In a recent interview, Adefope discusses how important it was that she and Bryant were working alongside to show the world a new look on the ways in which individuals that society deems as fat or overweight can avoid all the tropes and boxes that Hollywood tends to force them in. Playing a gay woman on top of that added even more incentive to avoid stereotypes and deliver story-lines that depicted them both as normal people who happen to be fat; and in Fran’s case also gay and black. 

“Just because somebody might hint at a stereotype doesn’t mean that it’s necessarily problematic. It’s all well and good to have a gay black character, but [not] unless you show the real-world consequences of her deciding to be unapologetic about who she is,” Adefope said in an interview with The Cut

The ability to represent gay, overweight, black women in a way that doesn’t emphasize certain tropes or play into harmful stereotypes is definitely a challenge, but Adefope does it quite effortlessly and that shouldn’t go unnoticed. In fact, fans were quite upset after watching season 1, noting that their favorite character, Fran, had barely been in it!

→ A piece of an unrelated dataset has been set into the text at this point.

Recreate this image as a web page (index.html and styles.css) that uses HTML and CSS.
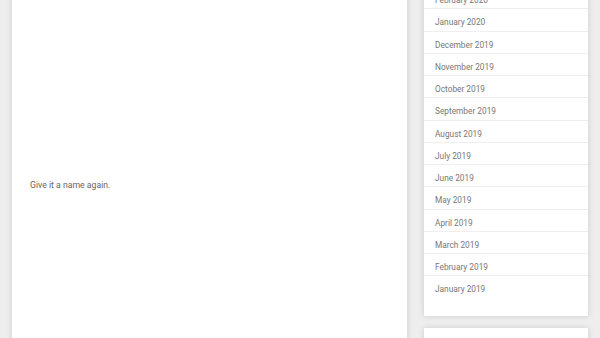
FILE: index.html
```html
<!DOCTYPE html>
<html lang="en">
<head>
    <meta charset="UTF-8">
    <meta name="viewport" content="width=device-width, initial-scale=1.0">
    <title>Archives</title>
    <link rel="stylesheet" href="styles.css">
</head>
<body>
    <div class="page">
        <main class="post">
            <p>Give it a name again.</p>
        </main>

        <aside class="sidebar">
            <section class="widget">
                <ul class="archive">
                    <li><a href="#">February 2020</a></li>
                    <li><a href="#">January 2020</a></li>
                    <li><a href="#">December 2019</a></li>
                    <li><a href="#">November 2019</a></li>
                    <li><a href="#">October 2019</a></li>
                    <li><a href="#">September 2019</a></li>
                    <li><a href="#">August 2019</a></li>
                    <li><a href="#">July 2019</a></li>
                    <li><a href="#">June 2019</a></li>
                    <li><a href="#">May 2019</a></li>
                    <li><a href="#">April 2019</a></li>
                    <li><a href="#">March 2019</a></li>
                    <li><a href="#">February 2019</a></li>
                    <li><a href="#">January 2019</a></li>
                </ul>
            </section>
            <section class="widget next"></section>
        </aside>
    </div>
</body>
</html>
```

FILE: styles.css
```css
body {
    font-family: Roboto, "Noto Sans", sans-serif;
    background-color: #eeeeee;
    margin: 0;
    padding: 0;
    overflow: hidden;
}

.page {
    display: flex;
    gap: 17px;
    padding: 0 12px;
    margin-top: -13px;
}

.post {
    width: 395px;
    height: 400px;
    background-color: #fff;
    box-shadow: 0 0 6px rgba(0, 0, 0, 0.15);
    padding: 193px 18px 0;
    box-sizing: border-box;
}

.post p {
    margin: 0;
    font-size: 8.7px;
    color: #666;
}

.sidebar {
    width: 164px;
}

.widget {
    background-color: #fff;
    box-shadow: 0 0 6px rgba(0, 0, 0, 0.15);
}

.archive {
    list-style: none;
    margin: 0;
    padding: 0 0 17px;
}

.archive li {
    height: 22.25px;
    line-height: 22px;
    padding-left: 11px;
    border-bottom: 1px solid #efefef;
    box-sizing: border-box;
}

.archive li:last-child {
    border-bottom: none;
}

.archive a {
    color: #777;
    font-size: 8.3px;
    text-decoration: none;
}

.next {
    margin-top: 12px;
    height: 40px;
}
```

Luckily, the writers listened and included a multitude of new and old storylines regarding Fran’s journey to self-love and discovery throughout season 2. 

Hollywood should take note as to what the writers for Shrill and Adefope were able to accomplish within this series. The ability to discuss serious topics that are relevant, represent a whole slew of individuals who live in the place where those topics are also relevant, and do it in a way that doesn’t seem forced is no easy-feat, and yet, there are two seasons of a show that did it, no problem, currently streaming on Hulu.